Polio in Sabah, Malaysia

According to the Ministry of Health, a polio case has recently been reported in Malaysia. The case was confirmed to be infected with the vaccine-derived poliovirus type 1 (VDPV1). This is the first case after the country has been Polio-free for 27 years.

The patient is a 3-month old baby boy from Tuaran, Sabah. The patient is in a stable condition and is undergoing treatment in an isolation ward.

Visit our Health Library for more information on exposure to and the prevention of Polio.

Advice For Travellers

These patients are not infected with the wild polio virus. A potential, but rare, adverse effect of the oral polio vaccine (OPV) is the ability to recombine to a form that may cause neurological infection and paralysis. This is believed to be a rare event, but outbreaks of vaccine-associated paralytic poliomyelitis, caused by a circulating vaccine-derived poliovirus (VDPV), have been reported. Circulating VDPVs occur when routine or supplementary immunization activities are poorly conducted and a population is left susceptible to poliovirus, whether from vaccine-derived or wild poliovirus. Hence, the problem is not with the vaccine itself, but low vaccination coverage. Outbreaks of paralysis due to the vaccine derived strain tend to occur in areas where polio vaccination levels have not been maintained in the general population.
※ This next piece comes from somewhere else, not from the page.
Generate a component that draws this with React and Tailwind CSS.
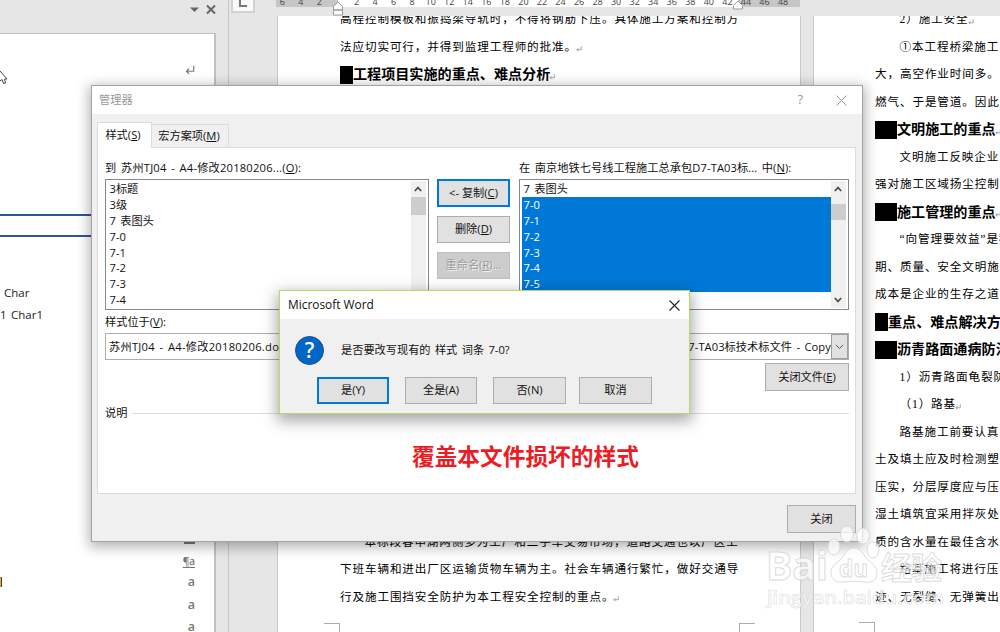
import clsx from "clsx";

const rulerMarks = [6, 4, 2, "", 2, 4, 6, 8, 10, 12, 14, 16, 18, 20, 22, 24, 26, 28, 30, 32, 34, 36, 38, 40, 42, 44, 46, 48];

const pageOneTop = [
  { text: "高程控制模板和振捣梁导轨时，不得将钢筋下压。具体施工方案和控制方" },
  { text: "法应切实可行，并得到监理工程师的批准。", end: true },
  { text: "工程项目实施的重点、难点分析", heading: "w-[13px]", end: true },
];

const pageOneBottom = [
  { text: "本标段春申湖两侧多为工厂和二手车交易市场，道路交通也以厂区上", indent: true },
  { text: "下班车辆和进出厂区运输货物车辆为主。社会车辆通行繁忙，做好交通导" },
  { text: "行及施工围挡安全防护为本工程安全控制的重点。", end: true },
];

const pageTwo = [
  { text: "2）施工安全", indent: true, end: true },
  { text: "①本工程桥梁施工", indent: true },
  { text: "大，高空作业时间多。" },
  { text: "燃气、于是管道。因此在" },
  { text: "文明施工的重点", heading: "w-[22px]", end: true },
  { text: "文明施工反映企业", indent: true },
  { text: "强对施工区域扬尘控制" },
  { text: "施工管理的重点", heading: "w-[22px]", end: true },
  { text: "“向管理要效益”是我", indent: true },
  { text: "期、质量、安全文明施" },
  { text: "成本是企业的生存之道" },
  { text: "重点、难点解决方案", heading: "w-[13px]" },
  { text: "沥青路面通病防治", heading: "w-[22px]" },
  { text: "1）沥青路面龟裂防", indent: true },
  { text: "（1）路基", indent: true, end: true },
  { text: "路基施工前要认真", indent: true },
  { text: "土及填土应及时检测塑限" },
  { text: "压实，分层厚度应与压实" },
  { text: "湿土填筑宜采用拌灰处" },
  { text: "质的含水量在最佳含水率" },
  { text: "路基施工将进行压实", indent: true },
  { text: "迹、无裂缝、无弹簧出现" },
];

function ReturnMark({ className }) {
  return (
    <svg viewBox="0 0 8 8" className={clsx("shrink-0", className)} fill="none" stroke="#777" strokeWidth="0.9">
      <path d="M7 0.5V5H1.2M3.2 3L1.2 5l2 2" />
    </svg>
  );
}

function Line({ text, heading, indent, end }) {
  return (
    <div className={clsx("flex h-[27.5px] items-center whitespace-nowrap", indent && "pl-[24.5px]")}>
      {heading && <span className={clsx("h-[18px] shrink-0 bg-black", heading)} />}
      <span className={heading ? "text-[14.1px] font-bold text-black" : "text-[11.6px] tracking-[0.88px] text-black"}>
        {text}
      </span>
      {end && <ReturnMark className="mt-1 -ml-px size-[6px]" />}
    </div>
  );
}

function Key({ label, hot, after = "" }) {
  return (
    <span className="whitespace-pre">
      {label}(<span className="underline underline-offset-1">{hot}</span>){after}
    </span>
  );
}

function Button({ children, className, primary, disabled }) {
  return (
    <button
      className={clsx(
        "flex shrink-0 items-center justify-center",
        primary ? "border-2 border-[#0078d7]" : "border border-[#adadad]",
        disabled ? "border-[#bfbfbf] bg-[#cccccc] text-[#9b9b9b] [text-shadow:1px_1px_0_#f4f4f4]" : "bg-[#e1e1e1]",
        className
      )}
    >
      {children}
    </button>
  );
}

function Arrow({ down }) {
  return (
    <svg viewBox="0 0 14 16" className="h-4 w-3.5 shrink-0" fill="none" stroke="#505050" strokeWidth="1.8">
      <path d={down ? "M3.8 6L7 9.4 10.2 6" : "M3.8 10L7 6.6 10.2 10"} />
    </svg>
  );
}

function ListBox({ items, className, selected, thumb }) {
  return (
    <div className={clsx("flex h-[131px] border border-[#828790] bg-white p-px", className)}>
      <div className="flex-1 overflow-hidden pl-px">
        {items.map((item) => (
          <div
            key={item}
            className={clsx("h-[15.9px] pl-[1.5px] leading-[16px]", selected.includes(item) && "bg-[#0078d7] text-white")}
          >
            {item}
          </div>
        ))}
      </div>
      <div className="mr-px flex w-[15px] flex-col bg-[#f0f0f0]">
        <Arrow />
        <div className={clsx("bg-[#cdcdcd]", thumb)} />
        <div className="flex-1" />
        <Arrow down />
      </div>
    </div>
  );
}

function StylesPane() {
  return (
    <div className="flex w-[229px] shrink-0 flex-col border-r border-[#c6c6c6] pr-[12px]">
      <div className="flex h-[33px] shrink-0 justify-end gap-[7px] pt-[4px]">
        <svg viewBox="0 0 9 11" className="h-[11px] w-[9px]" fill="#666"><path d="M0 3.5h9L4.500 8z" /></svg>
        <svg viewBox="0 0 10 11" className="h-[11px] w-[10px]" fill="none" stroke="#666" strokeWidth="2"><path d="M1 1.500l8 8M9 1.500l-8 8" /></svg>
      </div>
      <div className="flex h-[599px] shrink-0 flex-col overflow-hidden border-t border-r-2 border-[#c1c1c1] bg-white text-[11.5px] text-[#222]">
        <div className="flex h-[51px] shrink-0 items-start justify-between pt-[31px]">
          <svg viewBox="0 0 8 17" className="mt-[4px] h-[17px] w-[8px] shrink-0" fill="#fff" stroke="#444" strokeWidth="1">
            <path d="M0 2l7 8H4.500l1 4-2 .5-1.500-4L0 12" />
          </svg>
          <ReturnMark className="mr-[19px] size-[10px]" />
        </div>
        <div className="mt-[129px] h-[23px] shrink-0 border-y-2 border-[#2b579a]" />
        <div className="mt-[45px] h-[22px] shrink-0 pl-[4px] leading-[22px]">Char</div>
        <div className="h-[22px] shrink-0 leading-[22px]">1 Char1</div>
        <div className="mt-[200px] flex shrink-0 flex-col pr-[19px] text-right text-[12.500px] leading-[22.500px] font-semibold text-[#777]">
          <div className="ml-auto h-[18px] w-[11px] border-b-2" />
          <div className="mt-[5px] h-[22px] text-[10px] leading-[24px] underline underline-offset-2">¶a</div>
          <div className="flex items-center justify-between">
            <span className="h-[10px] w-[2px] border-r border-[#444] bg-[#f0a030]" />
            <span>a</span>
          </div>
          <div>a</div>
          <div>a</div>
        </div>
      </div>
    </div>
  );
}

function PageOne() {
  return (
    <div className="w-[524px] shrink-0 overflow-hidden border-x border-[#c9c9c9] bg-white pl-[62px]">
      <div className="-mt-[10px]">
        {pageOneTop.map((line) => <Line key={line.text} {...line} />)}
      </div>
      <div className="h-[440px]" />
      {pageOneBottom.map((line) => <Line key={line.text} {...line} />)}
      <div className="-ml-[16px] mt-[12px] flex w-[431px] justify-between">
        <span className="h-4 w-[16px] border-t border-r border-[#aaa]" />
        <span className="h-4 w-[16px] border-t border-l border-[#aaa]" />
      </div>
    </div>
  );
}

function Editor() {
  return (
    <div className="flex flex-1 flex-col overflow-hidden">
      <div className="flex h-[16px] shrink-0">
        <div className="ml-[2px] flex h-[13px] w-[24px] shrink-0 justify-center border-2 border-t-0 border-[#d2d2d2] bg-[#fafafa]">
          <span className="h-[7px] w-[8px] border-b-2 border-l-2 border-[#777]" />
        </div>
        <div className="relative ml-[21px] flex h-[7px] w-[524px] shrink-0 bg-[#c6c6c6]">
          <div className="ml-[62px] w-[400px] bg-white" />
          <div className="absolute -top-[4px] -left-[3px] flex text-[9px] leading-[11px] text-[#444]">
            {rulerMarks.map((mark, i) => (
              <span key={i} className="w-[18.550px] text-center">{mark}</span>
            ))}
          </div>
          <svg viewBox="0 0 12 15" className="absolute top-[1px] left-[56px] h-[15px] w-[12px]" fill="#fff" stroke="#999">
            <path d="M1.500 5.500L6 1l4.500 4.500V9h-9zM1.500 9h9v5h-9z" />
          </svg>
          <svg viewBox="0 0 12 10" className="absolute top-0 left-[456px] h-[10px] w-[12px]" fill="#fff" stroke="#999">
            <path d="M1.500 5.500L6 1l4.500 4.500V9h-9z" />
          </svg>
        </div>
      </div>
      <div className="flex flex-1 gap-[12px] overflow-hidden pl-[48px] font-['Liberation_Serif','Noto_Sans_CJK_SC',sans-serif]">
        <PageOne />
        <div className="w-[187px] shrink-0 overflow-hidden border-l border-[#c9c9c9] bg-white pl-[61px]">
          <div className="-mt-[10px]">
            {pageTwo.map((line) => <Line key={line.text} {...line} />)}
          </div>
          <div className="-ml-[16px] mt-[11px] h-4 w-[16px] border-t border-r border-[#aaa]" />
        </div>
      </div>
    </div>
  );
}

function Organizer() {
  return (
    <div className="absolute top-[85px] left-[91px] flex h-[457px] w-[772px] flex-col border border-[#a3a3a3] bg-[#f0f0f0] shadow-[0_3px_12px_2px_rgba(0,0,0,0.3)]">
      <div className="flex h-[28px] shrink-0 items-center bg-white pl-[7px] text-[#999]">
        <span className="flex-1">管理器</span>
        <span className="mr-[33px] text-[13px]">?</span>
        <svg viewBox="0 0 11 11" className="mr-[15px] size-[11px]" stroke="#999"><path d="M.5.5l10 10M10.500.5l-10 10" /></svg>
      </div>

      <div className="ml-[5px] mt-[8px] flex h-[25px] shrink-0 items-end">
        <div className="relative z-10 -mb-px flex h-[26px] w-[55px] items-center justify-center border border-b-0 border-[#dcdcdc] bg-white pr-[3px]">
          <Key label="样式" hot="S" />
        </div>
        <div className="flex h-[23px] w-[77px] items-center justify-center border border-l-0 border-b-0 border-[#dcdcdc] pr-[2px]">
          <Key label="宏方案项" hot="M" />
        </div>
      </div>

      <div className="ml-[5px] flex h-[347px] w-[759px] shrink-0 flex-col border border-[#dcdcdc] bg-white pl-[7px]">
        <div className="flex">
          <div className="w-[324px]">
            <div className="h-[31px] pt-[11px] leading-[18px] tracking-[0.200px]"><Key label="到 苏州TJ04 - A4-修改20180206..." hot="O" after=":" /></div>
            <ListBox
              items={["3标题", "3级", "7 表图头", "7-0", "7-1", "7-2", "7-3", "7-4"]}
              selected={[]}
              thumb="h-[18px]"
            />
            <div className="h-[23px] leading-[24px]"><Key label="样式位于" hot="V" after=":" /></div>
            <div className="h-[27px] border border-[#adadad] pl-[3px] leading-[25px] tracking-[0.250px] whitespace-nowrap">苏州TJ04 - A4-修改20180206.docx</div>
          </div>

          <div className="mt-[31px] ml-[8px] flex w-[74px] flex-col gap-[9px]">
            <Button primary className="h-[28px] w-[73px]"><Key label="<- 复制" hot="C" /></Button>
            <Button className="h-[27px] w-[73px]"><Key label="删除" hot="D" /></Button>
            <Button disabled className="h-[27px] w-[73px]"><Key label="重命名" hot="R" after="..." /></Button>
          </div>

          <div className="ml-[8px] w-[330px]">
            <div className="h-[31px] pt-[11px] leading-[18px] tracking-[0.070px] whitespace-nowrap"><Key label="在 南京地铁七号线工程施工总承包D7-TA03标... 中" hot="N" after=":" /></div>
            <ListBox
              items={["7 表图头", "7-0", "7-1", "7-2", "7-3", "7-4", "7-5"]}
              selected={["7-0", "7-1", "7-2", "7-3", "7-4", "7-5"]}
              thumb="mt-[7px] h-[16px]"
            />
            <div className="mt-[23px] flex h-[27px] border border-[#adadad]">
              <div className="flex-1 overflow-hidden pl-[3px] leading-[25px] tracking-[0.040px] whitespace-nowrap">南京地铁七号线工程施工总承包D7-TA03标技术标文件 - Copy</div>
              <div className="flex w-[17px] shrink-0 items-center justify-center border border-[#a0a0a0] bg-[#e1e1e1]">
                <svg viewBox="0 0 9 6" className="h-[6px] w-[9px]" fill="none" stroke="#555"><path d="M.8.8l3.700 3.700L8.200.8" /></svg>
              </div>
            </div>
            <Button className="mt-[3px] ml-auto h-[28px] w-[84px]"><Key label="关闭文件" hot="E" /></Button>
          </div>
        </div>

        <div className="mt-[12px] mr-[6px] flex h-[20px] items-center gap-[5px]">
          <span>说明</span>
          <span className="h-px flex-1 bg-[#dcdcdc]" />
        </div>
        <div className="mt-[21px] pl-[307px] text-[22.700px] leading-[26px] font-bold text-[#ed1c24]">覆盖本文件损坏的样式</div>
      </div>
      <Button className="mt-[11px] mr-[6px] ml-auto h-[28px] w-[69px]">关闭</Button>
    </div>
  );
}

function MessageBox() {
  return (
    <div className="absolute top-[290px] left-[279px] flex h-[124px] w-[411px] flex-col border border-[#b4dc64] bg-[#f0f0f0] shadow-[0_5px_14px_2px_rgba(0,0,0,0.35)]">
      <div className="flex h-[28px] shrink-0 items-center justify-between bg-white pr-[9px] pl-[8px]">
        <span className="text-[11.900px] [word-spacing:0]">Microsoft Word</span>
        <svg viewBox="0 0 11 11" className="size-[11px]" stroke="#222" strokeWidth="1.100"><path d="M.5.5l10 10M10.500.5l-10 10" /></svg>
      </div>
      <div className="mt-[16px] ml-[15px] flex h-[30px] items-center gap-[17px]">
        <div className="flex size-[29px] items-center justify-center rounded-full border border-[#1d4f80] bg-[#0067c8] text-[21px] leading-none font-semibold text-white">?</div>
        <span>是否要改写现有的 样式 词条 7-0?</span>
      </div>
      <div className="mt-[12px] ml-[37px] flex">
        <Button primary className="h-[27px] w-[72px]">是(Y)</Button>
        <Button className="ml-[16px] h-[27px] w-[72px]">全是(A)</Button>
        <Button className="ml-[16px] h-[27px] w-[73px]">否(N)</Button>
        <Button className="ml-[13px] h-[27px] w-[73px]">取消</Button>
      </div>
    </div>
  );
}

function Watermark() {
  return (
    <svg
      viewBox="0 0 200 100"
      className="absolute top-[520px] left-[760px] h-[100px] w-[200px] font-['Open_Sans','Noto_Sans_CJK_SC',sans-serif]"
      fill="#fff"
      fillOpacity="0.72"
      stroke="#d0d0d0"
      strokeOpacity="0.75"
      strokeWidth="1"
    >
      <text x="6" y="60" fontSize="39" fontWeight="700" textLength="62" lengthAdjust="spacingAndGlyphs">Bai</text>
      <ellipse cx="74" cy="27" rx="6" ry="8" />
      <ellipse cx="87" cy="14" rx="6.500" ry="8" />
      <ellipse cx="103" cy="16" rx="6.500" ry="8" />
      <ellipse cx="113" cy="30" rx="6" ry="8" />
      <path d="M94 28c-7 0-9 7-14 12-6 5-10 8-9 14 1 7 7 9 13 8 7-1 13-1 20 0 7 1 13-1 13-9 0-6-4-9-9-13-5-5-7-12-14-12z" />
      <text x="79" y="57" fontSize="24" fontWeight="700" textLength="29" lengthAdjust="spacingAndGlyphs">du</text>
      <text x="121" y="59" fontSize="31" fontWeight="700" textLength="61">经验</text>
      <text x="7" y="84" fontSize="18" fontWeight="600" strokeWidth="0.6" textLength="177" lengthAdjust="spacingAndGlyphs">jingyan.baidu.com</text>
    </svg>
  );
}

export default function App() {
  return (
    <div className="relative flex h-[632px] w-[1000px] overflow-hidden bg-[#e6e6e6] font-['Open_Sans','Noto_Sans_CJK_SC',sans-serif] text-[11.2px] text-[#111] [word-spacing:1.500px]">
      <StylesPane />
      <Editor />
      <Organizer />
      <MessageBox />
      <Watermark />
    </div>
  );
}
Travellers to any country that reports cases of polio (whether wild or vaccine-derived type) can reduce their risk of exposure to poliovirus by ensuring that their childhood vaccinations, including polio, are up-to-date prior to travelling. For added protection, travellers who are visiting countries where transmission of the polio virus is continuing should receive an additional dose of oral polio vaccine or inactivated polio vaccine within 4 weeks to 12 months before travelling.